王昕璨 何小青
交互电影也被称为第三代电影,是伴随技术进步而出现的电影门类,基本特征在于多线程的叙事方式与区别于传统电影的交互式观影体验。①李宇潮:《交互式电影的传播初探》,《新闻研究导刊》2019年第11期。观影用户可以通过界面交互对电影叙事线索做出判断,参与到影片创作的叙事中,在这一行为过程中用户心理空间得到扩展,创造出带有用户专属特性的观影模式。这种用户自发性参与交互的行为可视为用户在故事情节中主动承担角色,在一定意义上是用户的角色身份认同,也是用户对自我关注的投射,用户在这一行为过程中完成了从单向解读者到双向“主创者”的身份转换。萨特在《存在与虚无》中提到凝视是一种个体或群体看待其他个体、群体或自身的行为。交互电影中的交互行为动因来自用户对剧中自身角色的关注和交互电影内外主客体间无处不在的凝视。
在凝视与被凝视中观影用户参与交互的动因与思路逐渐清晰化,用户通过交互电影技术赋权和叙事赋能,不断调整用户的凝视边界和凝视时空,并在此过程中与交互电影作品自身文本共同完成创作。交互电影中文本不再是导演(创作者)单方向建构、输出的封闭空间,而是用户可介入操控的半开放空间。用户的不同选择产生了不同文本的流动路线,创作者、作品、用户关系发生转变,创作者向用户的放权促使电影故事情节在创作者与用户间双向交流中完成,建构了一个“创作者—情节—用户”的独特闭环模型。
“超”,原意是超过、超出,在某个范围内不受限制。与此相适应,所谓“超自我”可以理解为超越常规模式的体验。在交互电影中,可看作借助交互实现的“理想我”。或者说,此时的用户超越了原本观影的“自我”,用户潜意识认为自身成为具有“操控”故事发展能力的“超自我”。由此,它延伸出两个重要概念,即“超文本”与“超故事”。前者多指向交互电影所形成的多线索并进文本,不同剧情走向指向不同结局,已然不同于常规电影的套路;后者的故事不再单一,不再遵循传统电影的故事表达方式,故事需要用户自行揭秘。

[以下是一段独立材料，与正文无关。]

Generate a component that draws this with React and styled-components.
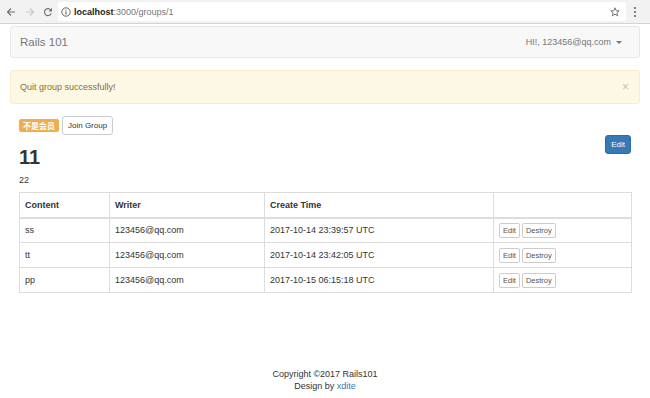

交互电影的本质是一种身份认同,是用户为了满足自身无法真实进入电影现场所形成的代偿心理产物,在这一过程中用户由普通电影的“角色代入”到交互电影的“角色扮演”,最终实现“理想我”的“角色认同”。用户作为交互行为主体,通过眼睛观看电影情节并按照交互要求完成身份转换,满足其代偿心理。在拉康看来,人的眼睛和凝视无关,眼睛是有意识的注视,凝视则是无意识的存在。当交互行为发生时,这时的注视是眼睛的有意识观看,而被观看的电影本身也向观影用户投来目光,则是原电影主客体的凝视。从这种角度而言,参与交互的主体者有意识或无意识地已经完成了角色认同。此时的用户超越了原本观影的“自我”,用户潜意识认为自身成为具有“操控”故事发展能力的“超自我”。戴维·利文斯通(David Livingstone)将角色认同解释为想象的自己站在媒介角色的立场上去体验另一种身份和社会情境,①吴玥、孙源南、朱宁、师晓炜:《乙女类电子游戏对女性玩家理想恋爱观的影响》,《青年研究》2020年第4期。观影用户的自我意识由最初的理性化的参与创作逐渐转变为感性化的角色凝视,从而产生角色的“移位”或“补位”。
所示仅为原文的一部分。